Appellant's main contention is that the grand and petit juries, which indicted and convicted him in 1962, were "illegally and unlawfully founded, arranged and constituted" in that "Spanish-American persons legally qualified and eligible for jury service and commissioner selection, residing in the counties * * * which comprise the federal district for Western State of Washington, of the Southern division (in which he was convicted), were systematically and purposely excluded: from original jury roll list, from jury panel, from serving on sitting grand and petit juries. * * *" Petitioner alleges that he is a Spanish-American person, born in the United States, from American naturalized Spanish parents.1
The substantive question thus sought to be raised by the appellant upon this appeal is whether, in systematically and purposely excluding from the jury rolls or lists members of a class to which appellant belong, there had been an unconstitutional discrimination against the petitioner. We assume that under the decisions of the Supreme Court in Hernandez v. Texas, 347 U.S. 475, 74 S.Ct. 667, 98 L.Ed. 866, and Eubanks v. Louisiana, 356 U.S. 584, 78 S.Ct. 970, 2 L.Ed.2d 991, such a systematic exclusion of members of a class to which petitioner belonged would constitute a denial of due process. Cf. Bolling v. Sharpe, 347 U.S. 497, 74 S.Ct. 693, 98 L.Ed. 884.
It is conceded that the appellant made no such claim or objection when he was tried. This suggests the question whether, because of the provisions of Rule 12(b) of the Federal Rules of Criminal Procedure, appellant has waived his right to complain of the constitution of the grand and petit juries arrays. Shotwell Mfg. Co. v. United States, 371 U.S. 341, 361-363, 83 S.Ct. 448, 461, 9 L.Ed.2d 357. The decision in the Shotwell case was upon appeal from conviction of the jury trial. The Court said: 2
The Shotwell case makes it plain that if the appellant here had endeavored to raise these questions upon a direct appeal from the judgment of conviction, he could not have done so. Criminal Rule 12(b) (2), supra, would require us to hold that failure to present his claim as therein required "constitutes a waiver thereof". The question now presented is whether notwithstanding this, appellant can now raise the question by collateral attack on the judgment pursuant to Title 28 § 2255?

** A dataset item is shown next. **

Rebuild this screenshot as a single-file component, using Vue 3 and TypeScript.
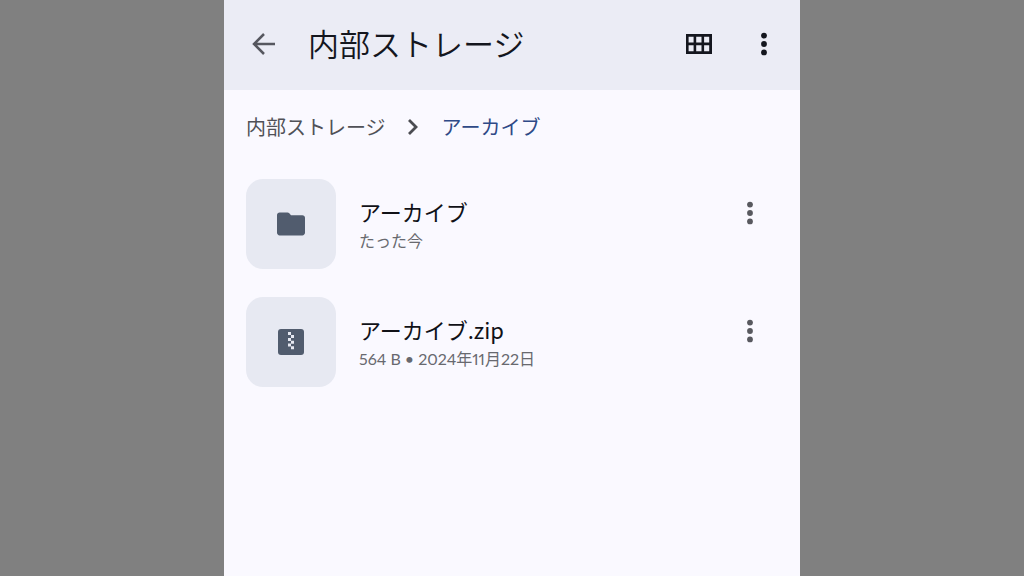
<script setup lang="ts">
interface FileEntry {
  name: string
  detail: string
  kind: 'folder' | 'zip'
}

const title = '内部ストレージ'

const files: FileEntry[] = [
  { name: 'アーカイブ', detail: 'たった今', kind: 'folder' },
  { name: 'アーカイブ.zip', detail: '564 B • 2024年11月22日', kind: 'zip' },
]
</script>

<template>
  <div class="screen">
    <div class="panel">
      <header class="bar">
        <button class="icon-button" type="button" aria-label="戻る">
          <svg class="back" width="24" height="24" viewBox="0 0 24 24" fill="none" aria-hidden="true">
            <path d="M23 12H2M12 2L2 12L12 22" stroke="currentColor" stroke-width="2.5" />
          </svg>
        </button>
        <h1 class="title">{{ title }}</h1>
        <button class="icon-button" type="button" aria-label="グリッド表示">
          <svg width="26" height="20" viewBox="0 0 26 20" aria-hidden="true">
            <path
              fill="currentColor"
              fill-rule="evenodd"
              d="M0 0H26V20H0ZM2.6 2.8V8.6H7.6V2.8ZM10.2 2.8V8.6H15.5V2.8ZM18.1 2.8V8.6H23.2V2.8ZM2.6 11.2V17.2H7.6V11.2ZM10.2 11.2V17.2H15.5V11.2ZM18.1 11.2V17.2H23.2V11.2Z"
            />
          </svg>
        </button>
        <button class="icon-button" type="button" aria-label="その他のオプション">
          <svg width="6" height="24" viewBox="0 0 6 24" fill="currentColor" aria-hidden="true">
            <circle cx="3" cy="3.6" r="2.9" />
            <circle cx="3" cy="12" r="2.9" />
            <circle cx="3" cy="20.4" r="2.9" />
          </svg>
        </button>
      </header>

      <nav class="crumbs" aria-label="パンくず">
        <a class="crumb" href="#">{{ title }}</a>
        <svg width="14" height="18" viewBox="0 0 14 18" fill="none" aria-hidden="true">
          <path d="M2 2L9 9L2 16" stroke="#4b4c51" stroke-width="2.8" />
        </svg>
        <a class="crumb current" href="#" aria-current="page">アーカイブ</a>
      </nav>

      <ul class="files">
        <li v-for="file in files" :key="file.name" class="file">
          <span class="thumb">
            <svg v-if="file.kind === 'folder'" width="28" height="24" viewBox="0 0 28 24" aria-hidden="true">
              <path
                fill="currentColor"
                d="M2.6 0.5H10.5C11.2 0.5 11.8 0.8 12.3 1.3L14 3.2H25.4C26.8 3.2 28 4.4 28 5.8V20.8C28 22.2 26.8 23.4 25.4 23.4H2.6C1.2 23.4 0 22.2 0 20.8V3.1C0 1.7 1.2 0.5 2.6 0.5Z"
              />
            </svg>
            <svg v-else width="26" height="26" viewBox="0 0 26 26" aria-hidden="true">
              <rect width="26" height="26" rx="3" fill="currentColor" />
              <path
                fill="#e7e9f2"
                d="M10 3h3v3h-3zM13 6h3v3h-3zM10 9h3v3h-3zM13 11.7h3v3h-3zM10 14.5h3v3h-3zM13 17.2h3v3h-3z"
              />
            </svg>
          </span>
          <span class="text">
            <span class="name">{{ file.name }}</span>
            <span class="detail">{{ file.detail }}</span>
          </span>
          <button class="icon-button more" type="button" :aria-label="`${file.name} のオプション`">
            <svg width="6" height="24" viewBox="0 0 6 24" fill="currentColor" aria-hidden="true">
              <circle cx="3" cy="3.6" r="2.9" />
              <circle cx="3" cy="12" r="2.9" />
              <circle cx="3" cy="20.4" r="2.9" />
            </svg>
          </button>
        </li>
      </ul>
    </div>
  </div>
</template>

<style>
body {
  margin: 0;
  background: #808080;
}
</style>

<style scoped>
.screen {
  display: flex;
  justify-content: center;
  min-height: 100vh;
  background: #808080;
  font-family: "Noto Sans CJK JP", sans-serif;
}

.panel {
  flex: 1;
  max-width: 36rem;
  background: #faf9ff;
}

.bar {
  display: flex;
  align-items: center;
  padding: 19px 16px 21px 20px;
  background: #ebecf5;
  color: #14161e;
}

.icon-button {
  display: flex;
  align-items: center;
  justify-content: center;
  flex: none;
  width: 40px;
  height: 50px;
  padding: 0;
  border: 0;
  background: none;
  color: inherit;
  cursor: pointer;
}

.icon-button + .icon-button {
  margin-left: 25px;
}

.back {
  color: #56575f;
}

.title {
  flex: 1;
  margin: 0 0 0 24px;
  padding-bottom: 2px;
  font-size: 31px;
  font-weight: 350;
  line-height: 48px;
}

.crumbs {
  display: flex;
  align-items: center;
  gap: 21px;
  padding: 21px 22px 0;
}

.crumb {
  color: #505157;
  font-size: 20px;
  line-height: 32px;
  text-decoration: none;
}

.crumb.current {
  color: #2f4a87;
}

.files {
  display: flex;
  flex-direction: column;
  gap: 28px;
  margin: 0;
  padding: 36px 30px 36px 22px;
  list-style: none;
}

.file {
  display: flex;
  align-items: flex-start;
}

.thumb {
  display: flex;
  align-items: center;
  justify-content: center;
  flex: none;
  width: 90px;
  height: 90px;
  border-radius: 17px;
  background: #e7e9f2;
  color: #515c6e;
}

.text {
  display: flex;
  flex: 1;
  flex-direction: column;
  margin-left: 23px;
  padding-top: 16px;
}

.name {
  color: #101117;
  font-size: 22px;
  line-height: 32px;
}

.detail {
  color: #68696f;
  font-family: Lato, "Noto Sans CJK JP", sans-serif;
  font-size: 16px;
  font-variant-numeric: proportional-nums;
  line-height: 28px;
}

.more {
  margin-top: 9px;
  color: #58595f;
}
</style>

We have the impression that generally a collateral attack on a judgment cannot succeed when review cannot be had on direct appeal. What gives us pause here is language used by the Court in Sanders v. United States, 373 U.S. 1, at p. 18, 83 S.Ct. 1068, at p. 1078, 10 L.Ed.2d 148. The Sanders case involved a collateral attack under § 2255, supra. The Court said:
It is noted that Fay v. Noia and Townsend v. Sain dealt with the rights of state prisoners. There was no occasion to construe or deal with Criminal Rule 12, supra. In Fay v. Noia the question was whether petitioner had waived the right now claimed. The Court said: ...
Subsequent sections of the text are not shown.